What this is: Understanding when pretty can go wrong.
Who it’s for: The host who likes every bite to be amazing.
|Note: We never like to limit creativity, but there are a few things we think fall on the strongly Do Not Recommend list. This is one of those items. We encourage you to read with an open mind and consider our suggestions wisely, though ultimately you must make your own decision.|
We can’t fault social media for all the wrongs of cheese and charcuterie board making, but there are a few instances where we see egregious errors in board building judgement, and we just can’t stand on the sidelines when we know we can help. This isn’t just a case where the cheeses and the pairings don’t go well together. While that does mean the cheese board will be less-than-optimal, we have an easy place to point to so that people can better understand how to make their boards really sing: Pairing Lessons. That’s an easy fix, really.
No, what really compelled us to dedicate a lesson to this topic is when we see items being added to boards for aesthetic considerations only, rather than for taste. As a company that is on a mission to deliver cheese boards that are both delicious and beautiful, we may be a little too invested in this topic, but the two biggest faults we find here are:
- Adding an item that ruins the taste of another food item.
- Adding something for color that ruins the quality of another item.
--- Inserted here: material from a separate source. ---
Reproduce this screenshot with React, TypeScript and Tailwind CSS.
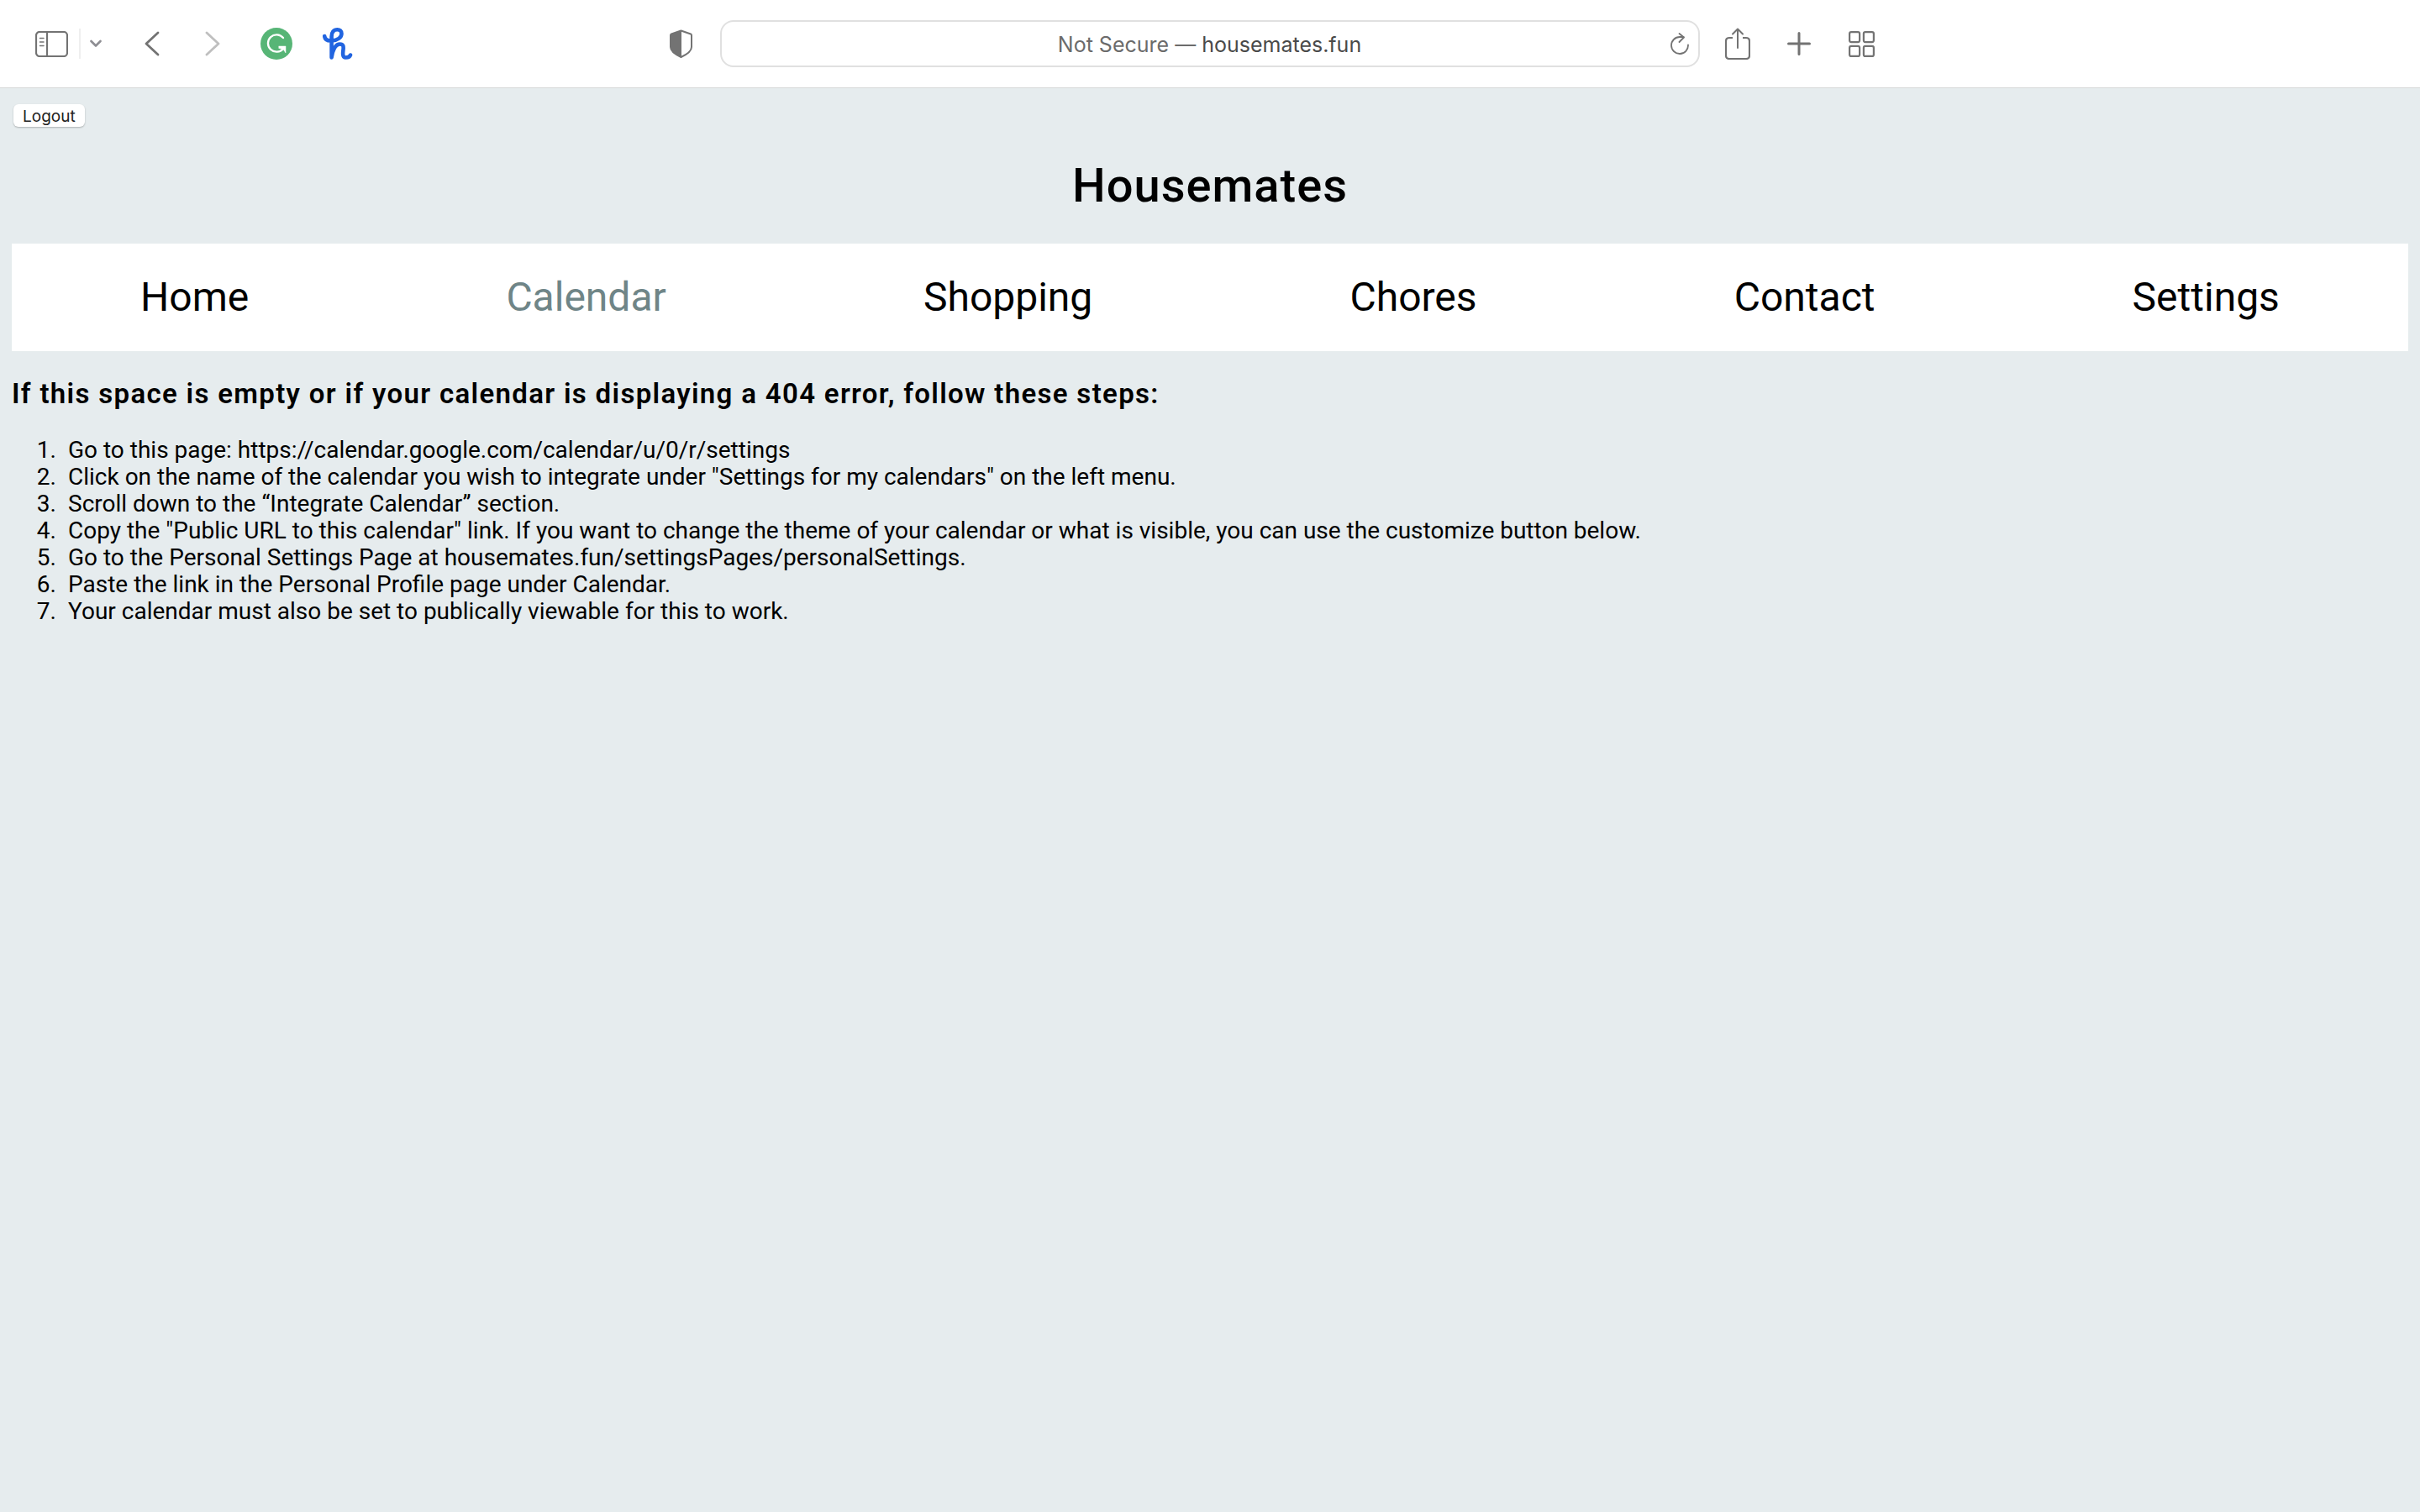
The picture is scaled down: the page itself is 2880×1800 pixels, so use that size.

Let us give you some specifics, focusing on olives and orange slices.
First of all, let us say that we love olives, and there’s a reason that olives and cheese are a classic pairing: they work together. The problem is when olives, which are a strong force on a cheese board, take over and ruin other parts of the cheese board, like when they are placed directly on top of cookies, thus leaking their olive juice into said cookies. For example: we can only imagine what the cheese board maker had in mind when they put a handful of juicy briny olives on top of the much beloved maple sandwich cookies from Trader Joe’s. We understand the desire for that pop of green, but at best this means that two of your pairings don’t go well at all together, and at worst it means the olive actually ruins the cookies. Choose olives, or cookies, but for the love of cheese, don’t put them on top of each other.
We get it, a big orange slice is beautiful, and it reminds us of sunshine and warm beach holidays, but that doesn’t mean it belongs on a cheese board. There are three main problems with putting orange slices on your cheese board. 1) It’s hard for guests to eat discreetly (this isn’t half time at a kids soccer game), 2) it doesn’t pair well with anything on the board and 3) above all, it’s wet and you put it on top of cheese. Blasphemy! Your beautiful cheese will become slimy from the juicy orange, thus making people not want to eat it and wasting these precious lactic gifts.SUMMARY
Think twice about what you are adding to your board. Make sure it has a purpose, it’s placement won’t make anything taste bad, and it’s moisture content won’t make anything soggy or slimy.
You be the judge, Scour the internet for beautiful boards breaking this rule or putting pretty before practical. Decide how you would fix the error in cheese board judgement. Culprits to look for are olives on sweets, meat on desserts, oranges and wet items on cheese. Can you find any other things you would avoid?